___ MATERIAL
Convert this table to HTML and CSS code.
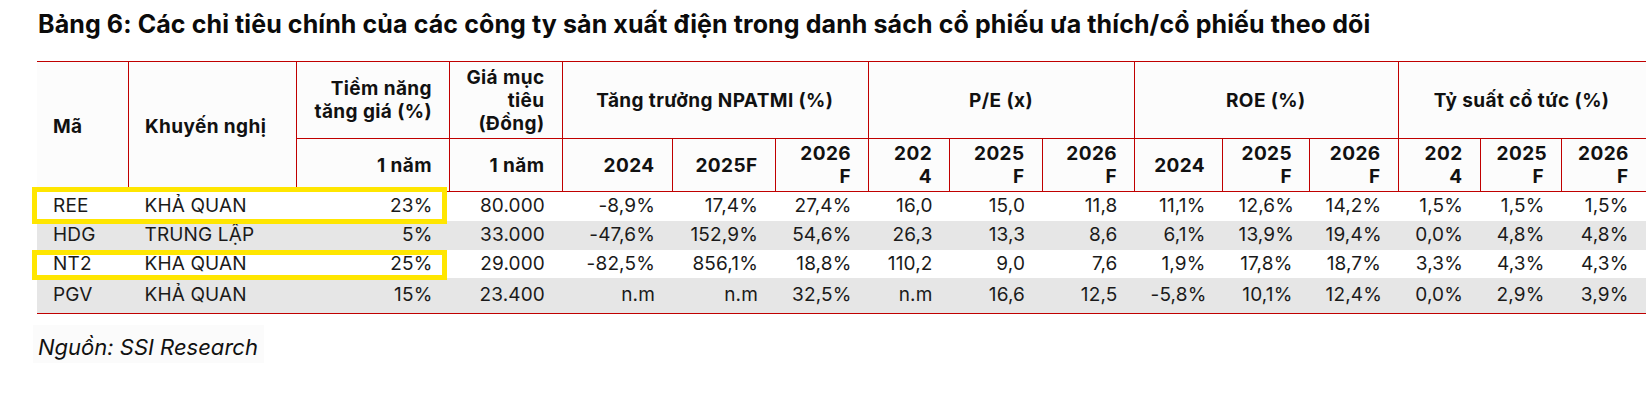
FILE: index.html
```html
<!DOCTYPE html>
<html lang="vi">
<head>
<meta charset="utf-8">
<title>Bảng 6</title>
<link rel="stylesheet" href="styles.css">
</head>
<body>
<div class="page">
  <h1 class="title">Bảng 6: Các chỉ tiêu chính của các công ty sản xuất điện trong danh sách cổ phiếu ưa thích/cổ phiếu theo dõi</h1>
  <div class="table-wrap">
    <table class="data">
      <colgroup>
        <col class="w-ma"><col class="w-kn"><col class="w-tn"><col class="w-gia">
        <col class="w-g1"><col class="w-g2"><col class="w-g3">
        <col class="w-p1"><col class="w-p2"><col class="w-p3">
        <col class="w-r1"><col class="w-r2"><col class="w-r3">
        <col class="w-t1"><col class="w-t2"><col class="w-t3">
      </colgroup>
      <thead>
        <tr class="h1">
          <th rowspan="2" class="l">Mã</th>
          <th rowspan="2" class="l">Khuyến nghị</th>
          <th class="r">Tiềm năng<br>tăng giá (%)</th>
          <th class="r">Giá mục<br>tiêu<br>(Đồng)</th>
          <th colspan="3" class="c">Tăng trưởng NPATMI (%)</th>
          <th colspan="3" class="c">P/E (x)</th>
          <th colspan="3" class="c">ROE (%)</th>
          <th colspan="3" class="c last">Tỷ suất cổ tức (%)</th>
        </tr>
        <tr class="h2">
          <th class="r">1 năm</th>
          <th class="r">1 năm</th>
          <th class="r">2024</th>
          <th class="r">2025F</th>
          <th class="r">2026<br>F</th>
          <th class="r">202<br>4</th>
          <th class="r">2025<br>F</th>
          <th class="r">2026<br>F</th>
          <th class="r">2024</th>
          <th class="r">2025<br>F</th>
          <th class="r">2026<br>F</th>
          <th class="r">202<br>4</th>
          <th class="r">2025<br>F</th>
          <th class="r last">2026<br>F</th>
        </tr>
      </thead>
      <tbody>
        <tr class="row-a">
          <td class="l">REE</td><td class="l">KHẢ QUAN</td><td>23%</td><td>80.000</td>
          <td>-8,9%</td><td>17,4%</td><td>27,4%</td>
          <td>16,0</td><td>15,0</td><td>11,8</td>
          <td>11,1%</td><td>12,6%</td><td>14,2%</td>
          <td>1,5%</td><td>1,5%</td><td>1,5%</td>
        </tr>
        <tr class="row-b shade">
          <td class="l">HDG</td><td class="l">TRUNG LẬP</td><td>5%</td><td>33.000</td>
          <td>-47,6%</td><td>152,9%</td><td>54,6%</td>
          <td>26,3</td><td>13,3</td><td>8,6</td>
          <td>6,1%</td><td>13,9%</td><td>19,4%</td>
          <td>0,0%</td><td>4,8%</td><td>4,8%</td>
        </tr>
        <tr class="row-c">
          <td class="l">NT2</td><td class="l">KHẢ QUAN</td><td>25%</td><td>29.000</td>
          <td>-82,5%</td><td>856,1%</td><td>18,8%</td>
          <td>110,2</td><td>9,0</td><td>7,6</td>
          <td>1,9%</td><td>17,8%</td><td>18,7%</td>
          <td>3,3%</td><td>4,3%</td><td>4,3%</td>
        </tr>
        <tr class="row-d shade">
          <td class="l">PGV</td><td class="l">KHẢ QUAN</td><td>15%</td><td>23.400</td>
          <td>n.m</td><td>n.m</td><td>32,5%</td>
          <td>n.m</td><td>16,6</td><td>12,5</td>
          <td>-5,8%</td><td>10,1%</td><td>12,4%</td>
          <td>0,0%</td><td>2,9%</td><td>3,9%</td>
        </tr>
      </tbody>
    </table>
    <div class="mark mark-1"></div>
    <div class="mark mark-2"></div>
  </div>
  <p class="source"><span class="source-text">Nguồn: SSI Research</span></p>
</div>
</body>
</html>
```

FILE: styles.css
```css
html, body {
  margin: 0;
  padding: 0;
  background: #ffffff;
}

body {
  font-family: "Inter", "Liberation Sans", sans-serif;
  color: #111111;
}

.page {
  padding: 9px 0 0 37px;
}

.title {
  margin: 0 0 22px 1px;
  font-size: 25px;
  line-height: 30px;
  letter-spacing: 0.1px;
  font-weight: 700;
  color: #0b0b0b;
  white-space: nowrap;
}

.table-wrap {
  position: relative;
  width: 1608.5px;
}

.data {
  border-collapse: collapse;
  table-layout: fixed;
  width: 1608.5px;
  font-size: 19px;
}

.w-ma { width: 91.5px; }
.w-kn { width: 168px; }
.w-tn { width: 153px; }
.w-gia { width: 112.5px; }
.w-g1 { width: 110px; }
.w-g2 { width: 103px; }
.w-g3 { width: 93.5px; }
.w-p1 { width: 81px; }
.w-p2 { width: 92.5px; }
.w-p3 { width: 92.5px; }
.w-r1 { width: 88px; }
.w-r2 { width: 87px; }
.w-r3 { width: 88.5px; }
.w-t1 { width: 82px; }
.w-t2 { width: 81.5px; }
.w-t3 { width: 84px; }

.data thead {
  background: #fcfcfc;
}

.data th {
  font-weight: 700;
  line-height: 23px;
  letter-spacing: 0.4px;
  padding: 0 17px 0 16px;
  vertical-align: middle;
  border-right: 1px solid #c00000;
  border-bottom: 1px solid #c00000;
  color: #111111;
  white-space: nowrap;
}

.data th.last {
  border-right: none;
}

.data .h1 th {
  border-top: 1px solid #c00000;
}

.data tr.h1 {
  height: 77px;
}

.data tr.h2 {
  height: 53px;
}

.data td {
  padding: 0 17px 0 16px;
  text-align: right;
  line-height: 22px;
  letter-spacing: 0.15px;
  vertical-align: middle;
  white-space: nowrap;
  color: #1a1a1a;
}

.data .l { text-align: left; }
.data .r { text-align: right; }
.data .c { text-align: center; }

.data tr.row-a { height: 29px; }
.data tr.row-b { height: 29px; }
.data tr.row-c { height: 28px; }
.data tr.row-d { height: 36px; }

.data tr.shade td {
  background: #e6e6e6;
}

.data tr.row-d td {
  border-bottom: 1px solid #c00000;
}

.mark {
  position: absolute;
  left: -5px;
  width: 415px;
  box-sizing: border-box;
  border: 5px solid #ffe600;
  pointer-events: none;
}

.mark-1 {
  top: 126px;
  height: 37px;
}

.mark-2 {
  top: 189px;
  height: 30px;
}

.source {
  margin: 11px 0 0 -4px;
}

.source-text {
  display: inline-block;
  background: #fbfbfb;
  padding: 9px 6px 3px 5px;
  font-size: 22px;
  line-height: 26px;
  font-style: italic;
  color: #111111;
}
```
______
TO BE DONE:
Reproduce the data verbatim. Do not carry any picture into the copy.

SOLVED EXERCISE:
Convert this table to HTML and CSS code.
FILE: index.html
```html
<!DOCTYPE html>
<html lang="vi">
<head>
<meta charset="utf-8">
<title>Bảng 6</title>
<link rel="stylesheet" href="styles.css">
</head>
<body>
<div class="page">
  <h1 class="title">Bảng 6: Các chỉ tiêu chính của các công ty sản xuất điện trong danh sách cổ phiếu ưa thích/cổ phiếu theo dõi</h1>
  <div class="table-wrap">
    <table class="data">
      <colgroup>
        <col class="w-ma"><col class="w-kn"><col class="w-tn"><col class="w-gia">
        <col class="w-g1"><col class="w-g2"><col class="w-g3">
        <col class="w-p1"><col class="w-p2"><col class="w-p3">
        <col class="w-r1"><col class="w-r2"><col class="w-r3">
        <col class="w-t1"><col class="w-t2"><col class="w-t3">
      </colgroup>
      <thead>
        <tr class="h1">
          <th rowspan="2" class="l">Mã</th>
          <th rowspan="2" class="l">Khuyến nghị</th>
          <th class="r">Tiềm năng<br>tăng giá (%)</th>
          <th class="r">Giá mục<br>tiêu<br>(Đồng)</th>
          <th colspan="3" class="c">Tăng trưởng NPATMI (%)</th>
          <th colspan="3" class="c">P/E (x)</th>
          <th colspan="3" class="c">ROE (%)</th>
          <th colspan="3" class="c last">Tỷ suất cổ tức (%)</th>
        </tr>
        <tr class="h2">
          <th class="r">1 năm</th>
          <th class="r">1 năm</th>
          <th class="r">2024</th>
          <th class="r">2025F</th>
          <th class="r">2026<br>F</th>
          <th class="r">202<br>4</th>
          <th class="r">2025<br>F</th>
          <th class="r">2026<br>F</th>
          <th class="r">2024</th>
          <th class="r">2025<br>F</th>
          <th class="r">2026<br>F</th>
          <th class="r">202<br>4</th>
          <th class="r">2025<br>F</th>
          <th class="r last">2026<br>F</th>
        </tr>
      </thead>
      <tbody>
        <tr class="row-a">
          <td class="l">REE</td><td class="l">KHẢ QUAN</td><td>23%</td><td>80.000</td>
          <td>-8,9%</td><td>17,4%</td><td>27,4%</td>
          <td>16,0</td><td>15,0</td><td>11,8</td>
          <td>11,1%</td><td>12,6%</td><td>14,2%</td>
          <td>1,5%</td><td>1,5%</td><td>1,5%</td>
        </tr>
        <tr class="row-b shade">
          <td class="l">HDG</td><td class="l">TRUNG LẬP</td><td>5%</td><td>33.000</td>
          <td>-47,6%</td><td>152,9%</td><td>54,6%</td>
          <td>26,3</td><td>13,3</td><td>8,6</td>
          <td>6,1%</td><td>13,9%</td><td>19,4%</td>
          <td>0,0%</td><td>4,8%</td><td>4,8%</td>
        </tr>
        <tr class="row-c">
          <td class="l">NT2</td><td class="l">KHẢ QUAN</td><td>25%</td><td>29.000</td>
          <td>-82,5%</td><td>856,1%</td><td>18,8%</td>
          <td>110,2</td><td>9,0</td><td>7,6</td>
          <td>1,9%</td><td>17,8%</td><td>18,7%</td>
          <td>3,3%</td><td>4,3%</td><td>4,3%</td>
        </tr>
        <tr class="row-d shade">
          <td class="l">PGV</td><td class="l">KHẢ QUAN</td><td>15%</td><td>23.400</td>
          <td>n.m</td><td>n.m</td><td>32,5%</td>
          <td>n.m</td><td>16,6</td><td>12,5</td>
          <td>-5,8%</td><td>10,1%</td><td>12,4%</td>
          <td>0,0%</td><td>2,9%</td><td>3,9%</td>
        </tr>
      </tbody>
    </table>
    <div class="mark mark-1"></div>
    <div class="mark mark-2"></div>
  </div>
  <p class="source"><span class="source-text">Nguồn: SSI Research</span></p>
</div>
</body>
</html>
```

FILE: styles.css
```css
html, body {
  margin: 0;
  padding: 0;
  background: #ffffff;
}

body {
  font-family: "Inter", "Liberation Sans", sans-serif;
  color: #111111;
}

.page {
  padding: 9px 0 0 37px;
}

.title {
  margin: 0 0 22px 1px;
  font-size: 25px;
  line-height: 30px;
  letter-spacing: 0.1px;
  font-weight: 700;
  color: #0b0b0b;
  white-space: nowrap;
}

.table-wrap {
  position: relative;
  width: 1608.5px;
}

.data {
  border-collapse: collapse;
  table-layout: fixed;
  width: 1608.5px;
  font-size: 19px;
}

.w-ma { width: 91.5px; }
.w-kn { width: 168px; }
.w-tn { width: 153px; }
.w-gia { width: 112.5px; }
.w-g1 { width: 110px; }
.w-g2 { width: 103px; }
.w-g3 { width: 93.5px; }
.w-p1 { width: 81px; }
.w-p2 { width: 92.5px; }
.w-p3 { width: 92.5px; }
.w-r1 { width: 88px; }
.w-r2 { width: 87px; }
.w-r3 { width: 88.5px; }
.w-t1 { width: 82px; }
.w-t2 { width: 81.5px; }
.w-t3 { width: 84px; }

.data thead {
  background: #fcfcfc;
}

.data th {
  font-weight: 700;
  line-height: 23px;
  letter-spacing: 0.4px;
  padding: 0 17px 0 16px;
  vertical-align: middle;
  border-right: 1px solid #c00000;
  border-bottom: 1px solid #c00000;
  color: #111111;
  white-space: nowrap;
}

.data th.last {
  border-right: none;
}

.data .h1 th {
  border-top: 1px solid #c00000;
}

.data tr.h1 {
  height: 77px;
}

.data tr.h2 {
  height: 53px;
}

.data td {
  padding: 0 17px 0 16px;
  text-align: right;
  line-height: 22px;
  letter-spacing: 0.15px;
  vertical-align: middle;
  white-space: nowrap;
  color: #1a1a1a;
}

.data .l { text-align: left; }
.data .r { text-align: right; }
.data .c { text-align: center; }

.data tr.row-a { height: 29px; }
.data tr.row-b { height: 29px; }
.data tr.row-c { height: 28px; }
.data tr.row-d { height: 36px; }

.data tr.shade td {
  background: #e6e6e6;
}

.data tr.row-d td {
  border-bottom: 1px solid #c00000;
}

.mark {
  position: absolute;
  left: -5px;
  width: 415px;
  box-sizing: border-box;
  border: 5px solid #ffe600;
  pointer-events: none;
}

.mark-1 {
  top: 126px;
  height: 37px;
}

.mark-2 {
  top: 189px;
  height: 30px;
}

.source {
  margin: 11px 0 0 -4px;
}

.source-text {
  display: inline-block;
  background: #fbfbfb;
  padding: 9px 6px 3px 5px;
  font-size: 22px;
  line-height: 26px;
  font-style: italic;
  color: #111111;
}
```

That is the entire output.